HAVE A DEFINED CREDIT PLAN
Following the Equal Credit Opportunity Act is a best practice in and of itself. The only reason a person should be denied credit it based off of their credit history. As an accounts receivable department, it is best to create a defined credit plan to ensure every credit professional is following this law. Your defined credit plan will state exactly what questions should and shouldn’t be asked of a potential customer when they are being considered for credit terms. If you create a business credit application, every customer will be asked the same questions and their credit worthiness will be decided by the points they score on the application. This keeps the process unbiased and clear cut.
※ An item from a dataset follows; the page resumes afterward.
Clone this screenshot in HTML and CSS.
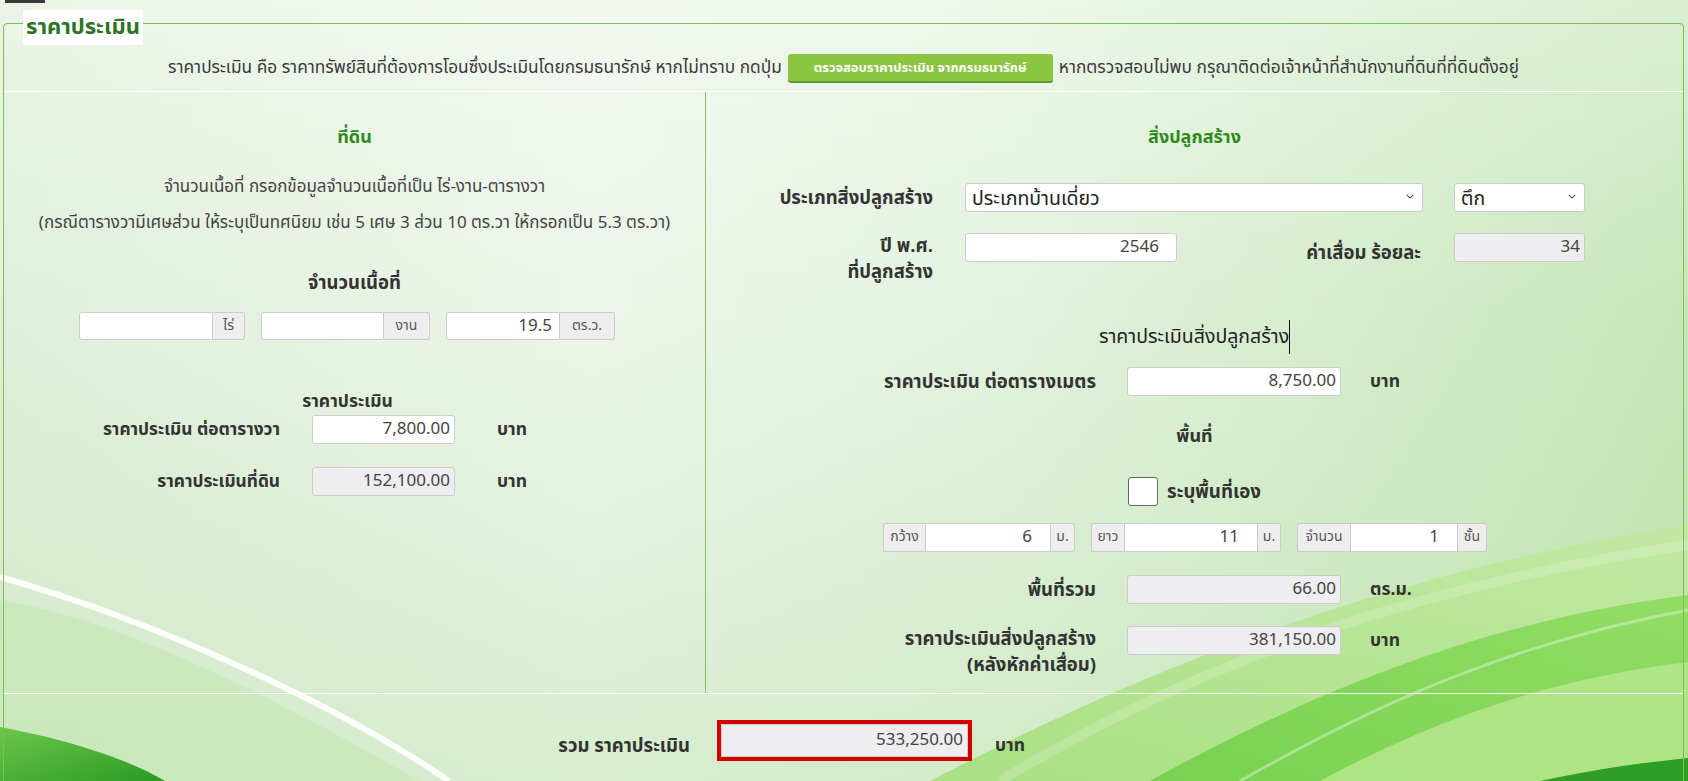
FILE: index.html
```html
<!DOCTYPE html>
<html lang="th">
<head>
<meta charset="utf-8">
<title>ราคาประเมิน</title>
<link rel="stylesheet" href="styles.css">
</head>
<body>
<svg class="bg" viewBox="0 0 1688 781" preserveAspectRatio="none" aria-hidden="true">
  <defs>
    <linearGradient id="g1" x1="0" y1="1" x2="1" y2="0">
      <stop offset="0" stop-color="#a6de7c"/>
      <stop offset="1" stop-color="#c2e9a2"/>
    </linearGradient>
    <linearGradient id="g2" x1="0" y1="1" x2="1" y2="0">
      <stop offset="0" stop-color="#6fcf46"/>
      <stop offset="1" stop-color="#8bdb5c"/>
    </linearGradient>
    <linearGradient id="g3" x1="0" y1="0" x2="1" y2="1">
      <stop offset="0" stop-color="#6cc64c"/>
      <stop offset="1" stop-color="#2a9a22"/>
    </linearGradient>
  </defs>
  <path d="M930 781 C1190 645 1430 565 1688 525 L1688 781 Z" fill="url(#g1)" opacity="0.9"/>
  <path d="M1150 781 C1360 665 1530 615 1688 595 L1688 781 Z" fill="url(#g2)" opacity="0.85"/>
  <path d="M1320 781 C1460 705 1580 675 1688 662 L1688 781 Z" fill="#b9e790" opacity="0.8"/>
  <path d="M1540 781 C1600 768 1650 762 1688 758 L1688 781 Z" fill="#2e9e24"/>
  <path d="M0 600 C120 620 260 690 420 781 L0 781 Z" fill="#c2e5b2" opacity="0.55"/>
  <path d="M0 727 C70 740 130 760 165 781 L0 781 Z" fill="url(#g3)"/>
  <path d="M0 577 C150 620 330 700 449 781" fill="none" stroke="#ffffff" stroke-width="6" opacity="0.9"/>
  <path d="M1000 781 C1200 660 1420 585 1688 545" fill="none" stroke="#ffffff" stroke-width="10" opacity="0.18"/>
  <path d="M1240 781 C1400 690 1530 640 1688 610" fill="none" stroke="#ffffff" stroke-width="3" opacity="0.35"/>
</svg>

<div class="topbar"></div>

<div class="panel">
  <div class="legend">ราคาประเมิน</div>

  <div class="intro">
    <span>ราคาประเมิน คือ ราคาทรัพย์สินที่ต้องการโอนซึ่งประเมินโดยกรมธนารักษ์ หากไม่ทราบ กดปุ่ม</span>
    <button class="btn" type="button">ตรวจสอบราคาประเมิน จากกรมธนารักษ์</button>
    <span>หากตรวจสอบไม่พบ กรุณาติดต่อเจ้าหน้าที่สำนักงานที่ดินที่ที่ดินตั้งอยู่</span>
  </div>

  <div class="cols">
    <section class="col-land">
      <h3 class="head">ที่ดิน</h3>
      <p class="note">จำนวนเนื้อที่ กรอกข้อมูลจำนวนเนื้อที่เป็น ไร่-งาน-ตารางวา<br>(กรณีตารางวามีเศษส่วน ให้ระบุเป็นทศนิยม เช่น 5 เศษ 3 ส่วน 10 ตร.วา ให้กรอกเป็น 5.3 ตร.วา)</p>
      <h4 class="sub">จำนวนเนื้อที่</h4>
      <div class="groups land-groups">
        <div class="group g-rai"><span class="field"></span><span class="addon">ไร่</span></div>
        <div class="group g-ngan"><span class="field"></span><span class="addon">งาน</span></div>
        <div class="group g-wa"><span class="field num-s">19.5</span><span class="addon">ตร.ว.</span></div>
      </div>
      <div class="mid-title">ราคาประเมิน</div>
      <div class="row land-row first">
        <label class="lbl">ราคาประเมิน ต่อตารางวา</label>
        <span class="input">7,800.00</span>
        <span class="unit">บาท</span>
      </div>
      <div class="row land-row second">
        <label class="lbl">ราคาประเมินที่ดิน</label>
        <span class="input disabled">152,100.00</span>
        <span class="unit">บาท</span>
      </div>
    </section>

    <section class="col-build">
      <h3 class="head">สิ่งปลูกสร้าง</h3>
      <div class="row type-row">
        <label class="lbl">ประเภทสิ่งปลูกสร้าง</label>
        <span class="select wide">ประเภทบ้านเดี่ยว<svg class="chev" viewBox="0 0 10 6"><path d="M1 1 L5 5 L9 1" fill="none" stroke="#444" stroke-width="1.3"/></svg></span>
        <span class="select small">ตึก<svg class="chev" viewBox="0 0 10 6"><path d="M1 1 L5 5 L9 1" fill="none" stroke="#444" stroke-width="1.3"/></svg></span>
      </div>
      <div class="row year-row">
        <label class="lbl two">ปี พ.ศ.<br>ที่ปลูกสร้าง</label>
        <span class="input year num">2546</span>
        <label class="lbl dep">ค่าเสื่อม ร้อยละ</label>
        <span class="input disabled pct">34</span>
      </div>
      <div class="cursor-title">ราคาประเมินสิ่งปลูกสร้าง<span class="caret"></span></div>
      <div class="row b-row price-row">
        <label class="lbl">ราคาประเมิน ต่อตารางเมตร</label>
        <span class="input">8,750.00</span>
        <span class="unit">บาท</span>
      </div>
      <h4 class="sub area-title">พื้นที่</h4>
      <div class="check-row">
        <span class="checkbox"></span>
        <span class="check-label">ระบุพื้นที่เอง</span>
      </div>
      <div class="groups b-groups">
        <div class="group g-w"><span class="addon">กว้าง</span><span class="field num">6</span><span class="addon">ม.</span></div>
        <div class="group g-l"><span class="addon">ยาว</span><span class="field num">11</span><span class="addon">ม.</span></div>
        <div class="group g-f"><span class="addon">จำนวน</span><span class="field num">1</span><span class="addon">ชั้น</span></div>
      </div>
      <div class="row b-row sum-row">
        <label class="lbl">พื้นที่รวม</label>
        <span class="input disabled">66.00</span>
        <span class="unit">ตร.ม.</span>
      </div>
      <div class="row b-row net-row">
        <label class="lbl two">ราคาประเมินสิ่งปลูกสร้าง<br>(หลังหักค่าเสื่อม)</label>
        <span class="input disabled">381,150.00</span>
        <span class="unit">บาท</span>
      </div>
    </section>
  </div>

  <div class="row total-row">
    <label class="lbl">รวม ราคาประเมิน</label>
    <span class="total-box"><span class="input disabled">533,250.00</span></span>
    <span class="unit">บาท</span>
  </div>
</div>
</body>
</html>
```

FILE: styles.css
```css
html, body {
  margin: 0;
  padding: 0;
}

body {
  position: relative;
  width: 1688px;
  height: 781px;
  overflow: hidden;
  font-family: Tahoma, "Noto Sans Thai", "Noto Sans Thai UI", "Noto Sans", sans-serif;
  font-size: 16px;
  color: #333;
  background:
    linear-gradient(to bottom, rgba(255,255,255,0.35) 0%, rgba(255,255,255,0) 40%, rgba(170,220,150,0.3) 100%),
    linear-gradient(to right, #e0efda 0%, #ecf5e9 35%, #e3f2de 60%, #c6e7b9 100%);
}

.bg {
  position: absolute;
  left: 0;
  top: 0;
  width: 1688px;
  height: 781px;
  z-index: 0;
}

.topbar {
  position: relative;
  z-index: 1;
  width: 40px;
  height: 3px;
  margin-left: 5px;
  background: #3a3a3a;
}

.panel {
  position: relative;
  z-index: 1;
  box-sizing: border-box;
  width: 1681px;
  height: 790px;
  margin: 20px 0 0 3px;
  border: 1px solid #7fbf52;
  border-radius: 4px;
}

.legend {
  position: absolute;
  top: -14px;
  left: 19px;
  height: 35px;
  padding: 0 3px;
  background: #fff;
  color: #2b7424;
  font-size: 22px;
  font-weight: bold;
  line-height: 35px;
}

.intro {
  height: 68px;
  box-sizing: border-box;
  padding-top: 22px;
  border-bottom: 1px solid rgba(255,255,255,0.9);
  display: flex;
  justify-content: center;
  align-items: center;
  gap: 6px;
  font-size: 17.3px;
  line-height: 29px;
  color: #3a3a3a;
}

.intro span {
  height: 29px;
}

.btn {
  width: 265px;
  height: 29px;
  padding: 0;
  border: 0;
  border-bottom: 2px solid #5f9a2c;
  border-radius: 3px;
  background: #8cc541;
  color: #fff;
  font-family: inherit;
  font-size: 13px;
  font-weight: bold;
}

.cols {
  display: flex;
  height: 601px;
  border-bottom: 1px solid rgba(255,255,255,0.9);
}

.col-land {
  width: 701px;
  border-right: 1px solid #86c063;
  display: flex;
  flex-direction: column;
  align-items: center;
}

.col-build {
  flex: 1;
  display: flex;
  flex-direction: column;
  align-items: center;
}

.head {
  margin: 34px 0 0;
  font-size: 18px;
  font-weight: bold;
  line-height: 24px;
  color: #2f8a1e;
}

.note {
  margin: 19px 0 0;
  text-align: center;
  line-height: 36px;
  font-size: 17px;
  color: #444;
}

.sub {
  margin: 30px 0 0;
  font-size: 18.5px;
  font-weight: bold;
  line-height: 24px;
}

.groups {
  display: flex;
  align-self: stretch;
}

.group {
  display: flex;
  height: 28px;
}

.field {
  box-sizing: border-box;
  height: 100%;
  background: #fff;
  border: 1px solid #ccc;
  border-radius: 3px 0 0 3px;
  text-align: right;
  padding-right: 7px;
  line-height: 26px;
  font-size: 17px;
  color: #444;
}

.addon {
  box-sizing: border-box;
  height: 100%;
  background: #eee;
  border: 1px solid #ccc;
  border-left: 0;
  border-radius: 0 3px 3px 0;
  text-align: center;
  line-height: 26px;
  font-size: 14px;
  color: #555;
}

.land-groups {
  margin-top: 17px;
  padding-left: 75px;
  gap: 16px;
}

.g-rai .field { width: 134px; }
.g-rai .addon { width: 32px; }
.g-ngan .field { width: 123px; }
.g-ngan .addon { width: 46px; }
.g-wa .field { width: 114px; }
.g-wa .addon { width: 55px; }

.mid-title {
  margin-top: 51px;
  margin-right: 14px;
  font-weight: bold;
  font-size: 17.5px;
  line-height: 22px;
}

.row {
  display: flex;
  align-self: stretch;
  align-items: center;
}

.lbl {
  box-sizing: border-box;
  text-align: right;
  font-weight: bold;
  line-height: 26px;
}

.col-land .lbl {
  font-size: 17.3px;
}

.col-build .lbl,
.total-row .lbl {
  font-size: 18.5px;
}

.input {
  box-sizing: border-box;
  height: 29px;
  background: #fff;
  border: 1px solid #ccc;
  border-radius: 3px;
  text-align: right;
  padding-right: 4px;
  line-height: 27px;
  font-size: 17px;
  color: #444;
}

.input.disabled {
  background: #eeedef;
}

.input.num {
  padding-right: 17px;
}

.unit {
  font-weight: bold;
  font-size: 17.5px;
}

.land-row .lbl { width: 276px; }
.land-row .input { width: 143px; margin-left: 32px; }
.land-row .unit { margin-left: 42px; }
.land-row.first { margin-top: 2px; }
.land-row.second { margin-top: 23px; }

.type-row {
  margin-top: 33px;
}

.type-row .lbl { width: 227px; }

.select {
  position: relative;
  box-sizing: border-box;
  height: 29px;
  background: #fff;
  border: 1px solid #ccc;
  border-radius: 3px;
  padding-left: 6px;
  line-height: 31px;
  font-size: 19.5px;
  color: #222;
}

.select.wide { width: 458px; margin-left: 32px; }
.select.small { width: 131px; margin-left: 31px; }

.chev {
  position: absolute;
  right: 8px;
  top: 10px;
  width: 8px;
  height: 5px;
}

.year-row {
  margin-top: 21px;
  align-items: flex-start;
}

.year-row .lbl.two { width: 227px; }
.year-row .year { width: 212px; margin-left: 32px; }
.year-row .dep { width: 244px; padding-top: 7px; }
.year-row .pct { width: 131px; margin-left: 33px; }

.cursor-title {
  margin-top: 35px;
  line-height: 34px;
  font-size: 19.5px;
  color: #222;
  display: flex;
  align-items: center;
}

.caret {
  display: inline-block;
  width: 1px;
  height: 34px;
  background: #111;
}

.b-row .lbl { width: 390px; }
.b-row .input { width: 214px; margin-left: 31px; }
.b-row .unit { margin-left: 29px; }

.price-row { margin-top: 13px; }

.area-title {
  margin-top: 29px;
  font-size: 18px;
}

.check-row {
  margin-top: 28px;
  display: flex;
  align-items: center;
  height: 29px;
  gap: 9px;
}

.checkbox {
  box-sizing: border-box;
  width: 30px;
  height: 29px;
  background: #fff;
  border: 1px solid #666;
  border-radius: 3px;
}

.check-label {
  font-weight: bold;
  font-size: 18.7px;
}

.b-groups {
  margin-top: 17px;
  padding-left: 177px;
  gap: 16px;
}

.b-groups .group { height: 29px; }
.b-groups .addon:first-child {
  border-left: 1px solid #ccc;
  border-right: 0;
  border-radius: 3px 0 0 3px;
}
.b-groups .field { border-radius: 0; }
.b-groups .field.num { padding-right: 18px; }

.g-w .addon:first-child { width: 42px; }
.g-w .field { width: 126px; }
.g-w .addon:last-child { width: 24px; }
.g-l .addon:first-child { width: 33px; }
.g-l .field { width: 134px; }
.g-l .addon:last-child { width: 23px; }
.g-f .addon:first-child { width: 53px; }
.g-f .field { width: 108px; }
.g-f .addon:last-child { width: 29px; }

.sum-row { margin-top: 23px; }
.net-row { margin-top: 22px; align-items: flex-start; }
.net-row .unit { align-self: center; margin-top: -24px; }

.total-row {
  margin-top: 26px;
  align-items: flex-start;
}

.total-row .lbl {
  width: 686px;
  padding-top: 14px;
  line-height: 24px;
}

.total-box {
  box-sizing: border-box;
  width: 255px;
  height: 41px;
  margin-left: 27px;
  border: 4px solid #d40000;
  display: flex;
}

.total-box .input {
  width: 100%;
  height: 100%;
  line-height: 31px;
  border-radius: 2px;
}

.total-row .unit {
  margin-left: 23px;
  padding-top: 14px;
  line-height: 24px;
}
```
There are many situations where this could apply to ensure you stay compliant to all the credit and collections laws. The Fair Debt Collection Act states that you have to disclose to the customer specific information pertaining to their debt before the collections process begins. If you don’t you could lose out on collection of the invoice. Using a template forces collectors to fill in all the specified information so they will stay compliant. For the Truth in Lending Act, the credit and collections department is required to disclose all details of the credit terms. By using a template, you can ensure all the details are filled in.
HAVE A COLLECTION PLAN
Using a collection plan ensures everyone in the accounts receivable department is following the correct way to collect on past due accounts. This collection plan can outline what they should say when faced with difficult customers, when and how often they should call a customer who is past due, how they can deal with frustrating situations and sample call scripts for common disputes. The Fair Debt Collection Act outlines a lot of what a collector can and cannot say. By including this in detail in a collections plan that every collector is required to follow, the department will be sure to follow all the stipulations in the Fair Credit Debt Collection Act.